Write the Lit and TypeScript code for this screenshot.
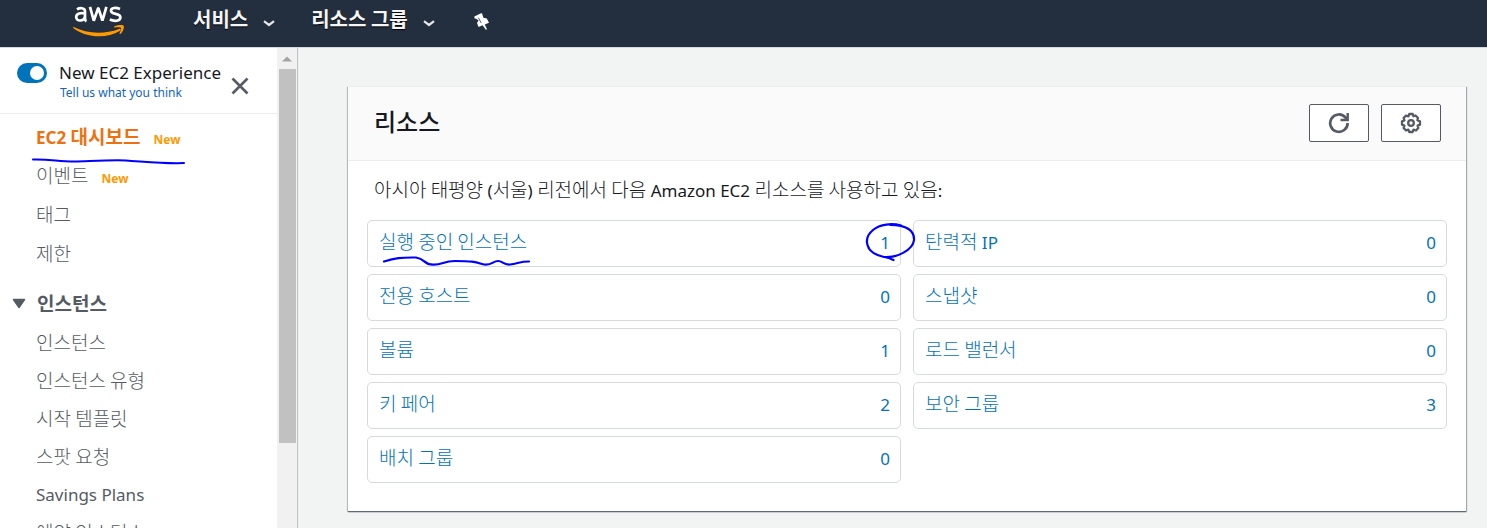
import { LitElement, html, css, svg } from "lit";
import { customElement, property, state } from "lit/decorators.js";

interface NavItem {
  label: string;
  isNew?: boolean;
  active?: boolean;
}

interface Resource {
  label: string;
  count: number;
  marked?: boolean;
}

const overview: NavItem[] = [
  { label: "EC2 대시보드", isNew: true, active: true },
  { label: "이벤트", isNew: true },
  { label: "태그" },
  { label: "제한" },
];

const instances: NavItem[] = [
  { label: "인스턴스" },
  { label: "인스턴스 유형" },
  { label: "시작 템플릿" },
  { label: "스팟 요청" },
  { label: "Savings Plans" },
  { label: "예약 인스턴스" },
];

const resources: Resource[] = [
  { label: "실행 중인 인스턴스", count: 1, marked: true },
  { label: "탄력적 IP", count: 0 },
  { label: "전용 호스트", count: 0 },
  { label: "스냅샷", count: 0 },
  { label: "볼륨", count: 1 },
  { label: "로드 밸런서", count: 0 },
  { label: "키 페어", count: 2 },
  { label: "보안 그룹", count: 3 },
  { label: "배치 그룹", count: 0 },
];

// Wraps runs of Hangul so that they can be set a little larger than the Latin text.
const mixed = (text: string) =>
  text
    .split(/([\uac00-\ud7a3]+(?: +[\uac00-\ud7a3]+)*)/)
    .filter((part) => part)
    .map((part) => (/[\uac00-\ud7a3]/.test(part) ? html`<span class="ko">${part}</span>` : part));

const koreanText = css`
  .ko {
    font-family: "Noto Sans CJK KR", sans-serif;
    font-size: 19px;
    font-weight: 300;
  }
  a {
    color: inherit;
    text-decoration: none;
  }
`;

@customElement("top-bar")
export class TopBar extends LitElement {
  static styles = css`
    :host {
      display: flex;
      align-items: center;
      height: 47px;
      box-sizing: border-box;
      padding: 0 20px 8px 72px;
      background: #232f3e;
      color: #fff;
    }
    .logo {
      display: flex;
      margin-right: 67px;
    }
    .menu {
      display: flex;
      align-items: center;
      gap: 15px;
      margin-right: 36px;
      padding: 0 0 2px;
      border: 0;
      background: none;
      color: #f5f5f5;
      font: 700 20px/28px "Noto Sans CJK KR", sans-serif;
      text-shadow: 0 1px 1px #000;
    }
    .menu svg {
      margin-top: 9px;
    }
    .pin {
      display: flex;
      margin: 4px 0 0 3px;
      padding: 0;
      border: 0;
      background: none;
    }
  `;

  private menu(label: string) {
    return html`<button class="menu">
      ${label}
      <svg width="12" height="7" viewBox="0 0 12 7">
        <path d="M1 1.2L6 5L11 1.2" fill="none" stroke="#e6e6e6" stroke-width="2.2" />
      </svg>
    </button>`;
  }

  render() {
    return html`
      <a class="logo" href="#" aria-label="aws">
        <svg width="54" height="34" viewBox="0 0 54 34">
          <g fill="none" stroke="#fff" stroke-width="2.7">
            <path d="M5 6.3C7 5.1 13 3.9 13 8.5V15.7Q13 17.5 14.5 18.3M13 10.5C9 9.5 4.2 10.1 4.2 14.1C4.2 18.9 12 18.5 13 13.7" />
            <path d="M18 3.9L21.8 17.7L26.1 5.3H26.5L30.4 17.7L34.4 3.9" stroke-linejoin="bevel" />
            <path d="M48 6C44 4.3 39 4.5 39 7.7C39 12 48.4 9.7 48.4 14.3C48.4 18.5 42 18.5 37.8 16.6" />
          </g>
          <path d="M1.2 23.8C15 31 32 31.6 47 26C48.5 25.4 49.3 26.8 48 27.8C34 36.5 13 34.5 1.2 25Z" fill="#f90" />
          <path d="M42.5 23.2C46 21.8 50 21.6 51.5 22.4C52.6 24 51 29 48.3 31C47.6 31.3 47.3 31 47.6 30.2C48.6 28 49.4 25.6 48.9 24.8C48.1 24 45.4 24.2 42.8 24.5C42 24.4 41.9 23.7 42.5 23.2Z" fill="#f90" />
        </svg>
      </a>
      ${this.menu("서비스")} ${this.menu("리소스 그룹")}
      <button class="pin" aria-label="고정">
        <svg width="16" height="17" viewBox="0 0 16 17" fill="#fff">
          <path d="M6.5 0.5L8 0.2L9.4 4.8L12.8 5.5L15 9.8L10.8 11.4L13 16.2L11.8 16.8L8.6 12.3L4.6 14L3 10L4.6 7.6L2.2 5.7L0.6 5.4L0.3 3.4Z" />
          <path d="M4.3 4.6L7.1 9.8" stroke="#232f3e" stroke-width="0.8" />
        </svg>
      </button>
    `;
  }
}

@customElement("side-nav")
export class SideNav extends LitElement {
  static styles = [
    koreanText,
    css`
      :host {
        display: grid;
        grid-template-columns: 277px 20px 2px;
        min-height: 0;
        overflow: hidden;
        background: #fff;
        color: #545b64;
        font: 17px/24px "Noto Sans", sans-serif;
      }
      .content {
        min-height: 0;
        overflow: hidden;
      }
      .intro {
        display: flex;
        align-items: flex-start;
        height: 66px;
        box-sizing: border-box;
        padding: 14px 28px 0 17px;
        border-bottom: 1px solid #eaeded;
      }
      .toggle {
        appearance: none;
        position: relative;
        width: 30px;
        height: 20px;
        margin: 1px 12px 0 0;
        border-radius: 10px;
        background: #0073bb;
      }
      .toggle::after {
        content: "";
        position: absolute;
        top: 3px;
        left: 3px;
        width: 14px;
        height: 14px;
        border-radius: 50%;
        background: #fff;
      }
      .toggle:checked::after {
        left: 13px;
      }
      .title {
        display: block;
        color: #16191f;
        line-height: 22px;
        white-space: nowrap;
      }
      .feedback {
        display: block;
        padding-left: 1px;
        color: #1166bb;
        font-size: 12px;
        line-height: 18px;
      }
      .close {
        display: flex;
        margin: 15px 0 0 auto;
        padding: 0;
        border: 0;
        background: none;
      }
      .list {
        margin: 0;
        padding: 3px 0 0 36px;
        list-style: none;
      }
      .list li {
        display: flex;
        align-items: center;
        height: 39px;
      }
      .list.sub {
        padding-top: 0;
      }
      .list.sub li {
        height: 38px;
      }
      .link {
        position: relative;
        white-space: nowrap;
      }
      .active,
      .active .ko {
        color: #ec7211;
        font-weight: 700;
      }
      .new {
        margin: 6px 0 0 13px;
        color: #ff9900;
        font-size: 12px;
        font-weight: 700;
      }
      .stroke {
        position: absolute;
        top: 33px;
        left: -4px;
        overflow: visible;
        pointer-events: none;
      }
      .group {
        display: flex;
        align-items: center;
        gap: 11px;
        width: 100%;
        height: 40px;
        margin: 10px 0 1px;
        padding: 0 0 2px 12px;
        border: 0;
        background: none;
        color: inherit;
      }
      .group svg {
        margin-top: 2px;
      }
      .group .ko {
        font-weight: 700;
      }
      .scroll {
        display: grid;
        grid-template-rows: 21px 374px;
        justify-items: center;
        background: #f1f1f1;
      }
      .up {
        align-self: center;
      }
      .thumb {
        width: 17px;
        background: #c1c1c1;
      }
      .edge {
        border-left: 1px solid #c0c4c5;
        background: #eaeded;
      }
    `,
  ];

  @state() private open = true;

  private item(item: NavItem) {
    return html`<li>
      <a class="link ${item.active ? "active" : ""}" href="#">
        ${mixed(item.label)}
        ${item.active
          ? svg`<svg class="stroke" width="154" height="8" viewBox="0 0 154 8">
              <path d="M1 2.5C18 2 26 4.5 42 4.5C60 4 78 2.8 94 3.4C112 4.5 132 6.8 152 6" fill="none" stroke="#00f" stroke-width="2" stroke-linecap="round" />
            </svg>`
          : ""}
      </a>
      ${item.isNew ? html`<span class="new">New</span>` : ""}
    </li>`;
  }

  render() {
    return html`
      <nav class="content">
        <div class="intro">
          <input class="toggle" id="experience" type="checkbox" checked />
          <div>
            <label class="title" for="experience">New EC2 Experience</label>
            <a class="feedback" href="#">Tell us what you think</a>
          </div>
          <button class="close" aria-label="닫기">
            <svg width="18" height="18" viewBox="0 0 18 18">
              <path d="M1.5 1.5L16.5 16.5M16.5 1.5L1.5 16.5" stroke="#545b64" stroke-width="2.6" />
            </svg>
          </button>
        </div>
        <ul class="list">${overview.map((i) => this.item(i))}</ul>
        <button class="group" aria-expanded=${this.open} @click=${() => (this.open = !this.open)}>
          <svg width="14" height="11" viewBox="0 0 14 11">
            <path d="M1.5 1.5H12.5L7 9.5Z" fill="#545b64" stroke="#545b64" stroke-width="1.5" stroke-linejoin="round" />
          </svg>
          ${mixed("인스턴스")}
        </button>
        ${this.open ? html`<ul class="list sub">${instances.map((i) => this.item(i))}</ul>` : ""}
      </nav>
      <div class="scroll" aria-hidden="true">
        <svg class="up" width="10" height="6" viewBox="0 0 10 6"><path d="M0 5.5L5 0.5L10 5.5Z" fill="#a3a3a3" /></svg>
        <div class="thumb"></div>
      </div>
      <div class="edge"></div>
    `;
  }
}

@customElement("resource-cell")
export class ResourceCell extends LitElement {
  static styles = [
    koreanText,
    css`
      :host {
        display: flex;
        align-items: center;
        justify-content: space-between;
        box-sizing: border-box;
        height: 47px;
        padding: 0 10px 0 11px;
        border: 1px solid #d5dbdb;
        border-radius: 5px;
        color: #0073bb;
        font: 17px/24px "Noto Sans", sans-serif;
      }
      .name {
        position: relative;
        padding-bottom: 3px;
      }
      .count {
        position: relative;
        padding-bottom: 2px;
      }
      .underline,
      .circle {
        position: absolute;
        overflow: visible;
        pointer-events: none;
        fill: none;
        stroke: #00f;
        stroke-width: 2.2;
        stroke-linecap: round;
      }
      .underline {
        top: 27px;
        left: 4px;
      }
      .circle {
        top: -8px;
        right: -25px;
        z-index: 1;
      }
    `,
  ];

  @property({ attribute: false }) resource!: Resource;

  render() {
    const { label, count, marked } = this.resource;
    return html`
      <a class="name" href="#">
        ${mixed(label)}
        ${marked
          ? html`<svg class="underline" width="147" height="10" viewBox="0 0 147 10">
              <path d="M1 5.5C12 2 18 1.3 33 1.5C43 3 40 8.5 50 8.7C60 9 60 5 72 5C90 5 92 6 101 8.5C109 9.5 110 5 115 5C120 5 120 9 127 8.5C136 7 138 5.5 146 5.5" />
            </svg>`
          : ""}
      </a>
      <a class="count" href="#">
        ${count}
        ${marked
          ? html`<svg class="circle" width="49" height="38" viewBox="0 0 49 38">
              <path d="M35 2.5C26 0 14 1 7 7C1 12 0 17 1.5 22C3 28 9 32 18 34C31 35 47 27 48 17C48.5 8 41 1.8 24 1.8M20 34.5C24 35 25 36 27.5 37" />
            </svg>`
          : ""}
      </a>
    `;
  }
}

@customElement("resource-panel")
export class ResourcePanel extends LitElement {
  static styles = [
    koreanText,
    css`
      :host {
        display: block;
        padding-bottom: 28px;
        border-top: 1px solid #eaeded;
        background: #fff;
        box-shadow: 0 1px 1px 0 #5f6b75, 1px 1px 1px 0 #aab7b8, -1px 1px 1px 0 #c5cccc;
        color: #16191f;
        font: 17px/24px "Noto Sans", sans-serif;
      }
      .head {
        display: flex;
        align-items: center;
        gap: 12px;
        height: 74px;
        box-sizing: border-box;
        padding: 0 25px 2px 26px;
        border-bottom: 1px solid #eaeded;
        background: #fafafa;
      }
      .heading {
        flex: 1;
        margin: 0;
        padding-bottom: 4px;
        font: 500 24px/32px "Noto Sans CJK KR", sans-serif;
      }
      .action {
        display: flex;
        align-items: center;
        justify-content: center;
        width: 60px;
        height: 38px;
        padding: 0;
        border: 1px solid #545b64;
        border-radius: 2px;
        background: #fff;
      }
      .action svg {
        fill: none;
        stroke: #545b64;
      }
      .summary {
        margin: 0;
        padding: 16px 26px 17px;
      }
      .grid {
        display: grid;
        grid-template-columns: 1fr 1fr;
        gap: 7px 12px;
        padding: 0 19px;
      }
    `,
  ];

  render() {
    return html`
      <header class="head">
        <h2 class="heading">리소스</h2>
        <button class="action" aria-label="새로 고침">
          <svg width="22" height="22" viewBox="0 0 22 22" stroke-width="2.7">
            <path d="M19.6 11A8.7 8.7 0 1 1 17.5 5.5L19 7.5" />
            <path d="M19.7 1V8H12.5" stroke-width="2.4" />
          </svg>
        </button>
        <button class="action" aria-label="설정">
          <svg width="22" height="22" viewBox="0 0 22 22" stroke-width="2.3" stroke-linejoin="round">
            <path d="M9.3 2H12.7L13.4 4.2L15.5 3.5L18 6L17.4 8.3L20 9.4V12.6L17.6 13.6L18.3 16L16 18.5L13.5 17.6L12.7 20H9.3L8.4 17.6L6 18.4L3.6 16L4.4 13.6L2 12.6V9.4L4.4 8.4L3.6 6L6 3.6L8.4 4.3Z" />
            <circle cx="11" cy="11" r="2.8" />
          </svg>
        </button>
      </header>
      <p class="summary">${mixed("아시아 태평양 (서울) 리전에서 다음 Amazon EC2 리소스를 사용하고 있음:")}</p>
      <div class="grid">
        ${resources.map((r) => html`<resource-cell .resource=${r}></resource-cell>`)}
      </div>
    `;
  }
}

@customElement("app-root")
export class AppRoot extends LitElement {
  static styles = css`
    :host {
      display: grid;
      grid-template-rows: auto minmax(0, 1fr);
      height: 100vh;
      overflow: hidden;
    }
    .body {
      display: grid;
      grid-template-columns: auto minmax(0, 1fr);
      grid-template-rows: minmax(0, 1fr);
      min-height: 0;
      border-top: 1px solid #d5dbdb;
      background: #f2f3f3;
    }
    .main {
      padding: 38px 21px 16px 49px;
    }
  `;

  render() {
    return html`
      <top-bar></top-bar>
      <div class="body">
        <side-nav></side-nav>
        <main class="main"><resource-panel></resource-panel></main>
      </div>
    `;
  }
}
+ + + + + + +
_Objective_
Lines containing the word "this" are to be counted in the listing; state their number alone.

_Response_
6